→ **WORK TO DO**
Below is a listing to transcribe in full and exactly; keep the pictures out.

→ **SUPPLIED INFORMATION**
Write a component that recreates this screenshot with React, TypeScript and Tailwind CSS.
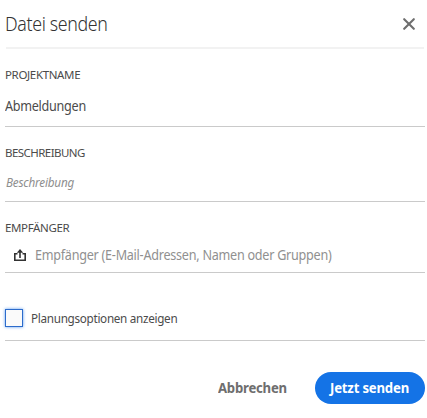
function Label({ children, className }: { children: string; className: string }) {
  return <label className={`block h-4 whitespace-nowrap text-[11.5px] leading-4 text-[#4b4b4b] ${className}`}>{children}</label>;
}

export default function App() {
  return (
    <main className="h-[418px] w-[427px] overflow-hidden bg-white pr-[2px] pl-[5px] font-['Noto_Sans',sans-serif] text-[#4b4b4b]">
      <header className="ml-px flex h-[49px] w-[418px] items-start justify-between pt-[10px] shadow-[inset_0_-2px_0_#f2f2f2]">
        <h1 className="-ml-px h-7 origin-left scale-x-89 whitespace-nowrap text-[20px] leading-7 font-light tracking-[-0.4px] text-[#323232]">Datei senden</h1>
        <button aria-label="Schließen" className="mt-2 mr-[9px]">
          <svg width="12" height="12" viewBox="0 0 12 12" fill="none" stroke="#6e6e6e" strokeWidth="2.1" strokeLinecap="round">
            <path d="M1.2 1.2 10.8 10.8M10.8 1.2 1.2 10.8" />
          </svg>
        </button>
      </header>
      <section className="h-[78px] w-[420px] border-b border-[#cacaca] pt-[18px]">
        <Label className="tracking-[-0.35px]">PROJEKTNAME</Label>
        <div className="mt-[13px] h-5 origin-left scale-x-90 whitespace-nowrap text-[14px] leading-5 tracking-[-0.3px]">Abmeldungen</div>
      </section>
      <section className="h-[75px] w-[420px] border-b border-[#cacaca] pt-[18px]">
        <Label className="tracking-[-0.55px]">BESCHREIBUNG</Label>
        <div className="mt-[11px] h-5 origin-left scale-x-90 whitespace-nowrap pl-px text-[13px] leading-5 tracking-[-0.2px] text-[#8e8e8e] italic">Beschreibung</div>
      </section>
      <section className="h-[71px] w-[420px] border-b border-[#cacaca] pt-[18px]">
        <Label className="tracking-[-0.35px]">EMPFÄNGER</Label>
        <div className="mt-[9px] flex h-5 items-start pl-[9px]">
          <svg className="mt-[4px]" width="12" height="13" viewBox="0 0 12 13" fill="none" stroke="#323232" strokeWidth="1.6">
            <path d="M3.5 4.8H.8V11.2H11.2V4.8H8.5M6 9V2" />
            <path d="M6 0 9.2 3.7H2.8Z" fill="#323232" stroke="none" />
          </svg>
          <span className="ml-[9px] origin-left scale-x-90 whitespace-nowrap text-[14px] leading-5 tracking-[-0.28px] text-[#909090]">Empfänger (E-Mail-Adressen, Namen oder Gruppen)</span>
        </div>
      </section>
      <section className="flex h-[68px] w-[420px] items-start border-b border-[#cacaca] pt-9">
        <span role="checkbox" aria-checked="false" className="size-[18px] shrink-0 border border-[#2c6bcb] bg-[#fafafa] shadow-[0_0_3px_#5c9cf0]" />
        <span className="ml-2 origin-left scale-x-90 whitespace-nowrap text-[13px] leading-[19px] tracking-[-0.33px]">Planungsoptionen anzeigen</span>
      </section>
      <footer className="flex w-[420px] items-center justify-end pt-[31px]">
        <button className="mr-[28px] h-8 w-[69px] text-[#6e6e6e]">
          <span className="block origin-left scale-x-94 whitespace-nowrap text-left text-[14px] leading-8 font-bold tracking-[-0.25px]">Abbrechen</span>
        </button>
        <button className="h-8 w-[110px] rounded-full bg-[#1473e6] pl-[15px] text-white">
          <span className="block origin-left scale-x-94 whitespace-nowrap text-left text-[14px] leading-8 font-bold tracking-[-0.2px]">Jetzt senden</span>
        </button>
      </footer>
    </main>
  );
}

→ **RESPONSE FOR THIS EXERCISE**
Write a component that recreates this screenshot with React, TypeScript and Tailwind CSS.
function Label({ children, className }: { children: string; className: string }) {
  return <label className={`block h-4 whitespace-nowrap text-[11.5px] leading-4 text-[#4b4b4b] ${className}`}>{children}</label>;
}

export default function App() {
  return (
    <main className="h-[418px] w-[427px] overflow-hidden bg-white pr-[2px] pl-[5px] font-['Noto_Sans',sans-serif] text-[#4b4b4b]">
      <header className="ml-px flex h-[49px] w-[418px] items-start justify-between pt-[10px] shadow-[inset_0_-2px_0_#f2f2f2]">
        <h1 className="-ml-px h-7 origin-left scale-x-89 whitespace-nowrap text-[20px] leading-7 font-light tracking-[-0.4px] text-[#323232]">Datei senden</h1>
        <button aria-label="Schließen" className="mt-2 mr-[9px]">
          <svg width="12" height="12" viewBox="0 0 12 12" fill="none" stroke="#6e6e6e" strokeWidth="2.1" strokeLinecap="round">
            <path d="M1.2 1.2 10.8 10.8M10.8 1.2 1.2 10.8" />
          </svg>
        </button>
      </header>
      <section className="h-[78px] w-[420px] border-b border-[#cacaca] pt-[18px]">
        <Label className="tracking-[-0.35px]">PROJEKTNAME</Label>
        <div className="mt-[13px] h-5 origin-left scale-x-90 whitespace-nowrap text-[14px] leading-5 tracking-[-0.3px]">Abmeldungen</div>
      </section>
      <section className="h-[75px] w-[420px] border-b border-[#cacaca] pt-[18px]">
        <Label className="tracking-[-0.55px]">BESCHREIBUNG</Label>
        <div className="mt-[11px] h-5 origin-left scale-x-90 whitespace-nowrap pl-px text-[13px] leading-5 tracking-[-0.2px] text-[#8e8e8e] italic">Beschreibung</div>
      </section>
      <section className="h-[71px] w-[420px] border-b border-[#cacaca] pt-[18px]">
        <Label className="tracking-[-0.35px]">EMPFÄNGER</Label>
        <div className="mt-[9px] flex h-5 items-start pl-[9px]">
          <svg className="mt-[4px]" width="12" height="13" viewBox="0 0 12 13" fill="none" stroke="#323232" strokeWidth="1.6">
            <path d="M3.5 4.8H.8V11.2H11.2V4.8H8.5M6 9V2" />
            <path d="M6 0 9.2 3.7H2.8Z" fill="#323232" stroke="none" />
          </svg>
          <span className="ml-[9px] origin-left scale-x-90 whitespace-nowrap text-[14px] leading-5 tracking-[-0.28px] text-[#909090]">Empfänger (E-Mail-Adressen, Namen oder Gruppen)</span>
        </div>
      </section>
      <section className="flex h-[68px] w-[420px] items-start border-b border-[#cacaca] pt-9">
        <span role="checkbox" aria-checked="false" className="size-[18px] shrink-0 border border-[#2c6bcb] bg-[#fafafa] shadow-[0_0_3px_#5c9cf0]" />
        <span className="ml-2 origin-left scale-x-90 whitespace-nowrap text-[13px] leading-[19px] tracking-[-0.33px]">Planungsoptionen anzeigen</span>
      </section>
      <footer className="flex w-[420px] items-center justify-end pt-[31px]">
        <button className="mr-[28px] h-8 w-[69px] text-[#6e6e6e]">
          <span className="block origin-left scale-x-94 whitespace-nowrap text-left text-[14px] leading-8 font-bold tracking-[-0.25px]">Abbrechen</span>
        </button>
        <button className="h-8 w-[110px] rounded-full bg-[#1473e6] pl-[15px] text-white">
          <span className="block origin-left scale-x-94 whitespace-nowrap text-left text-[14px] leading-8 font-bold tracking-[-0.2px]">Jetzt senden</span>
        </button>
      </footer>
    </main>
  );
}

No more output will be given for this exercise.